Items listed in a dataset:
- - -
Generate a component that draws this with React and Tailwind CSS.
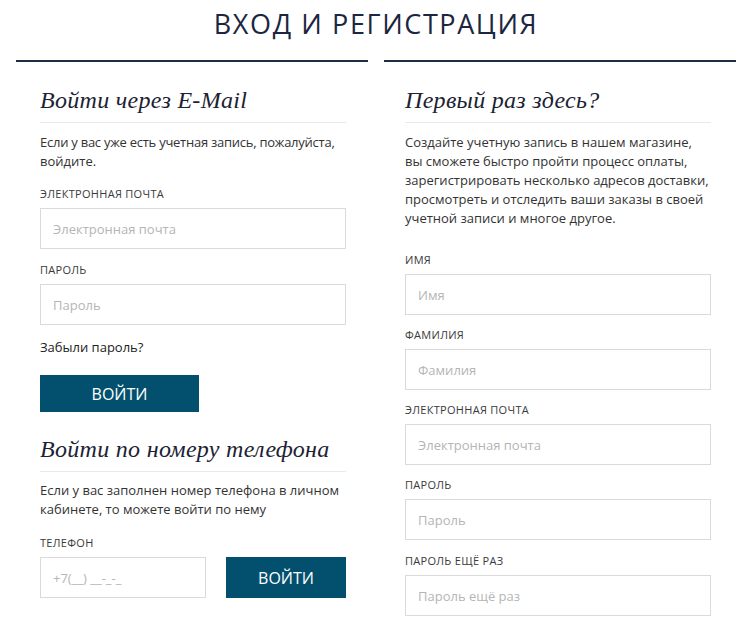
import React from "react";

const sans = "font-['Open_Sans',_'Liberation_Sans',_sans-serif]";
const serif = "font-['Liberation_Serif',_serif]";

const Label = ({ children, className = "" }) => (
  <div className={`text-[11px] leading-[13px] tracking-[0.3px] uppercase text-[#3a3a3a] mb-[8px] ${className}`}>{children}</div>
);

const Field = ({ placeholder, className = "" }) => (
  <input
    placeholder={placeholder}
    className={`h-[41px] border border-[#dadada] bg-white px-[12px] text-[13px] text-[#333] placeholder:text-[#b5b5b5] outline-none ${sans} ${className}`}
  />
);

const Heading = ({ children }) => (
  <div className="border-b border-[#e9e9e9] pb-[8px]">
    <h2 className={`${serif} italic text-[24px] leading-[28px] tracking-[0.3px] text-[#1c2233]`}>{children}</h2>
  </div>
);

export default function App() {
  return (
    <div className={`w-[752px] h-[633px] bg-white overflow-hidden ${sans}`}>
      <h1 className="pt-[8px] text-center text-[27px] leading-[32px] tracking-[1.6px] text-[#1c2640]">
        ВХОД И РЕГИСТРАЦИЯ
      </h1>

      <div className="grid grid-cols-2 gap-[16px] px-[16px] mt-[20px]">
        {/* Login */}
        <div className="border-t-2 border-[#1f2d45] pl-[24px] pt-[24px]">
          <div className="w-[306px]">
            <Heading>Войти через E-Mail</Heading>
            <p className="mt-[10px] text-[13px] leading-[19px] text-[#333]">
              <span className="whitespace-nowrap tracking-[-0.25px]">Если у вас уже есть учетная запись, пожалуйста,</span>
              <br />
              войдите.
            </p>

            <Label className="mt-[16px]">Электронная почта</Label>
            <Field placeholder="Электронная почта" className="w-full" />
            <Label className="mt-[14px]">Пароль</Label>
            <Field placeholder="Пароль" className="w-full" />

            <a className="block mt-[13px] text-[13px] leading-[19px] text-[#222]">Забыли пароль?</a>

            <button className="mt-[18px] w-[159px] h-[37px] bg-[#03506e] text-white text-[16px] uppercase">
              Войти
            </button>

            <div className="mt-[23px]">
              <Heading>Войти по номеру телефона</Heading>
            </div>
            <p className="mt-[9px] text-[13px] leading-[19px] text-[#333]">
              Если у вас заполнен номер телефона в личном кабинете, то можете войти по нему
            </p>

            <Label className="mt-[17px]">Телефон</Label>
            <div className="flex gap-[20px]">
              <Field placeholder="+7(__) __-_-_" className="w-[166px]" />
              <button className="w-[120px] h-[41px] bg-[#03506e] text-white text-[16px] uppercase">
                Войти
              </button>
            </div>
          </div>
        </div>

        {/* Register */}
        <div className="border-t-2 border-[#1f2d45] pl-[21px] pt-[24px]">
          <div className="w-[306px]">
            <Heading>Первый раз здесь?</Heading>
            <p className="mt-[10px] text-[13px] leading-[19px] text-[#333]">
              Создайте учетную запись в нашем магазине,
              <br />
              вы сможете быстро пройти процесс оплаты, зарегистрировать несколько адресов доставки,
              просмотреть и отследить ваши заказы в своей учетной записи и многое другое.
            </p>

            <Label className="mt-[25px]">Имя</Label>
            <Field placeholder="Имя" className="w-full" />
            <Label className="mt-[13px]">Фамилия</Label>
            <Field placeholder="Фамилия" className="w-full" />
            <Label className="mt-[13px]">Электронная почта</Label>
            <Field placeholder="Электронная почта" className="w-full" />
            <Label className="mt-[13px]">Пароль</Label>
            <Field placeholder="Пароль" className="w-full" />
            <Label className="mt-[14px]">Пароль ещё раз</Label>
            <Field placeholder="Пароль ещё раз" className="w-full" />
          </div>
        </div>
      </div>
    </div>
  );
}
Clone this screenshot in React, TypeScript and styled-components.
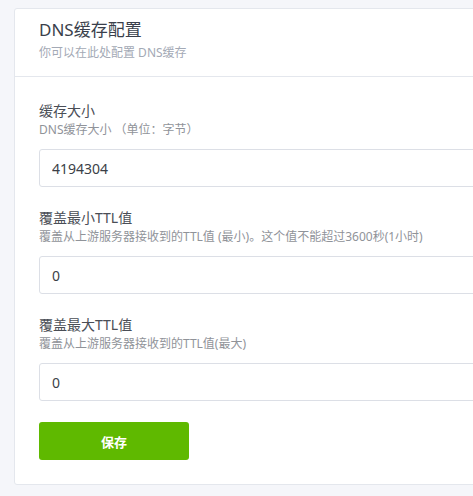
- - -
# Aim of the exercise
Identify the lines of the entries containing the string "React". Copy each such line.

# Answer to the exercise
Generate a component that draws this with React and Tailwind CSS.
import React from "react";
Clone this screenshot in React, TypeScript and styled-components.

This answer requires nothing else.